(begin)
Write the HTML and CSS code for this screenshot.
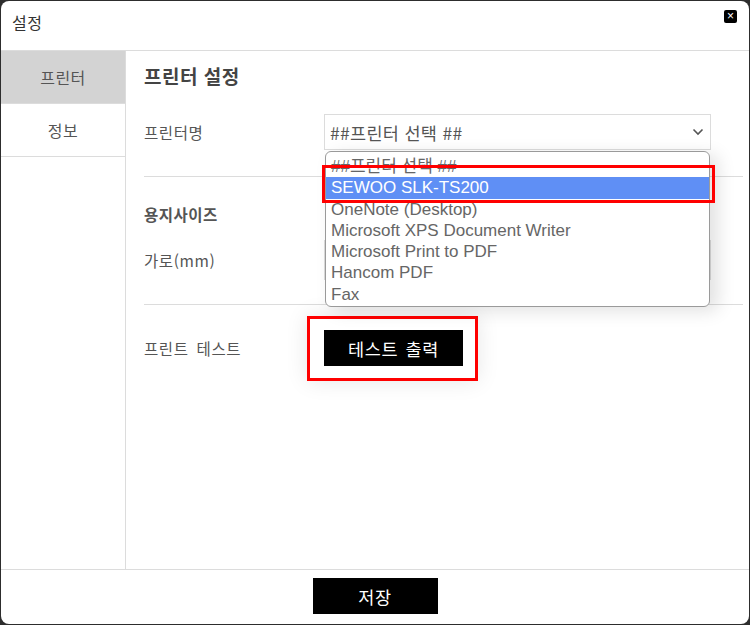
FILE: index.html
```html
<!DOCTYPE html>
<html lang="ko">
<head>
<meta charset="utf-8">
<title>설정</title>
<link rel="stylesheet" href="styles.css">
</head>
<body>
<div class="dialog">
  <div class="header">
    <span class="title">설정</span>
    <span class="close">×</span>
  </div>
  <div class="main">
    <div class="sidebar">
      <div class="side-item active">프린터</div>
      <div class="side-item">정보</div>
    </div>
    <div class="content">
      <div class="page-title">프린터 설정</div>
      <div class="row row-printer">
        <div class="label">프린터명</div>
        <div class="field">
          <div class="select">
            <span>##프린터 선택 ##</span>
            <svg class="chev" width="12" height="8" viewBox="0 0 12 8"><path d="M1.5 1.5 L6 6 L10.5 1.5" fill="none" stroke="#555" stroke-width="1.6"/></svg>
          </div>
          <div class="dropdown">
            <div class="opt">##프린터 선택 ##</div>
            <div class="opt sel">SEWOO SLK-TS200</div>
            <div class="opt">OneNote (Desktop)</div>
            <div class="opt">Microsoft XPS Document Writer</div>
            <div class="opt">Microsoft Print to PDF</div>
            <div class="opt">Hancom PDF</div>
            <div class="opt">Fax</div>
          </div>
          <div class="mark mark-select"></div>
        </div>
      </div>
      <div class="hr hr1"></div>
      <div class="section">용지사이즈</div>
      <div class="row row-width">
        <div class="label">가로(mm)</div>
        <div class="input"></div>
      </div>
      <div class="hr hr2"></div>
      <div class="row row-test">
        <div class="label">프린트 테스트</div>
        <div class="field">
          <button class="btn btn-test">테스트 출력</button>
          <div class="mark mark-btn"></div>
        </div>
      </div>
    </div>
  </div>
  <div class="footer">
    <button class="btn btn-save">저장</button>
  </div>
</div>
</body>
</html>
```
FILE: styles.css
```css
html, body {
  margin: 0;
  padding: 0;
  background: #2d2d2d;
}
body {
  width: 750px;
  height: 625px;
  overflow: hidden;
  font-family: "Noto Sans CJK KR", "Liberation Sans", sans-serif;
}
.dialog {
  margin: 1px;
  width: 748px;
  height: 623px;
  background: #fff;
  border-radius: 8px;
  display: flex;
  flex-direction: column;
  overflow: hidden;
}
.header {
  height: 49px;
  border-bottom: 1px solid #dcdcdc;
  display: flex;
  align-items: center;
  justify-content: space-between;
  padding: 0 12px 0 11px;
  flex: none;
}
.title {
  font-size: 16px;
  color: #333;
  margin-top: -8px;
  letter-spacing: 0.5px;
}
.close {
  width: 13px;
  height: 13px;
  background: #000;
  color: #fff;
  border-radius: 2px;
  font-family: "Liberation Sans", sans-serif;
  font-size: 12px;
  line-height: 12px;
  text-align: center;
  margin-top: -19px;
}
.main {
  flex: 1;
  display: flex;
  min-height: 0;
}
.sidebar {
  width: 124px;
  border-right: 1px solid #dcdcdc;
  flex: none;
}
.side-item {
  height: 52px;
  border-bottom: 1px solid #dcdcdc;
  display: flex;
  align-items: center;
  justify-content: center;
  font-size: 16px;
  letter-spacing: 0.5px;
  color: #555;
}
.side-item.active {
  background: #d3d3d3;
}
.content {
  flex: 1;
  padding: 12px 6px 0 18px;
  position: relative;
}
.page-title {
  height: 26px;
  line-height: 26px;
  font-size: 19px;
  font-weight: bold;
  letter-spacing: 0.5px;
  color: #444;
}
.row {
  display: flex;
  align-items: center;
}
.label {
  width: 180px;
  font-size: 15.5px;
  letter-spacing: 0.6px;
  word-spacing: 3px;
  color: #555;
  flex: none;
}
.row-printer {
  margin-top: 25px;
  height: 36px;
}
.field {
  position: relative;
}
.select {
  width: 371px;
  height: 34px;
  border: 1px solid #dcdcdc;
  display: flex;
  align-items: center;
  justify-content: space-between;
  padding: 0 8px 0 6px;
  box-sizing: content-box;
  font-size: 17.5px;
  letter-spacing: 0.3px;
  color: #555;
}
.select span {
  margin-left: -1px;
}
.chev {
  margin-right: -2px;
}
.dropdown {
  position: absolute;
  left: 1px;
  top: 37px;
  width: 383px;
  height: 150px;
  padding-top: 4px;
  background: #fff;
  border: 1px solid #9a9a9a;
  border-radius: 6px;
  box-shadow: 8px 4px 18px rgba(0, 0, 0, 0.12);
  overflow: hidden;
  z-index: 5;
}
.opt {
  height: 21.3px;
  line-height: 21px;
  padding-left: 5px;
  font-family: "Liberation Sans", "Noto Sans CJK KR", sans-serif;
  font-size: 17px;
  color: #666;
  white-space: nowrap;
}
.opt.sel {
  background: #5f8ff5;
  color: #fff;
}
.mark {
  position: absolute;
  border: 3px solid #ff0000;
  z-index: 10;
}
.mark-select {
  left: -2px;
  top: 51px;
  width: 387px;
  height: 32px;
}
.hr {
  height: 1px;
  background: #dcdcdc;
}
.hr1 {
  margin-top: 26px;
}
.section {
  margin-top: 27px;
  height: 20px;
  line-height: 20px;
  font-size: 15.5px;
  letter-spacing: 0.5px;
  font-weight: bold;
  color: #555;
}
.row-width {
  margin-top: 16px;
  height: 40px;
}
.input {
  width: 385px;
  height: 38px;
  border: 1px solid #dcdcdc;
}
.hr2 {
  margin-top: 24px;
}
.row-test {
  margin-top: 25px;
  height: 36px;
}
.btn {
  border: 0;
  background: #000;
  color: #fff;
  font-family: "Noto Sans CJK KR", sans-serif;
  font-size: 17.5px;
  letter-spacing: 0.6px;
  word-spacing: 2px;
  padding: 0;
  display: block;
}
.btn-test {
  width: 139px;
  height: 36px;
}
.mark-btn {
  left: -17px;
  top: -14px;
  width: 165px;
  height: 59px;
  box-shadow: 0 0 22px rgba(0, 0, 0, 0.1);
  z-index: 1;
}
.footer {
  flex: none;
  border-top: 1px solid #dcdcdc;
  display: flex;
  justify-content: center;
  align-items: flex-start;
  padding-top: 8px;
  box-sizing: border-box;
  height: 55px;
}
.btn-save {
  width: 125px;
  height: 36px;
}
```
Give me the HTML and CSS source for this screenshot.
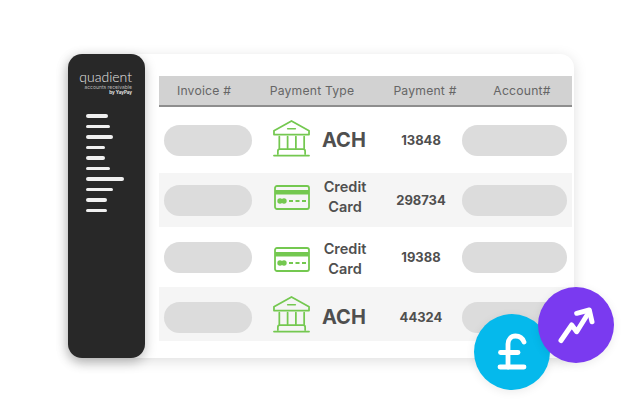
(end)
GIVEN REQUEST
Give only the number of lines in the records that contain the string "screenshot".

ANSWER IN FULL
2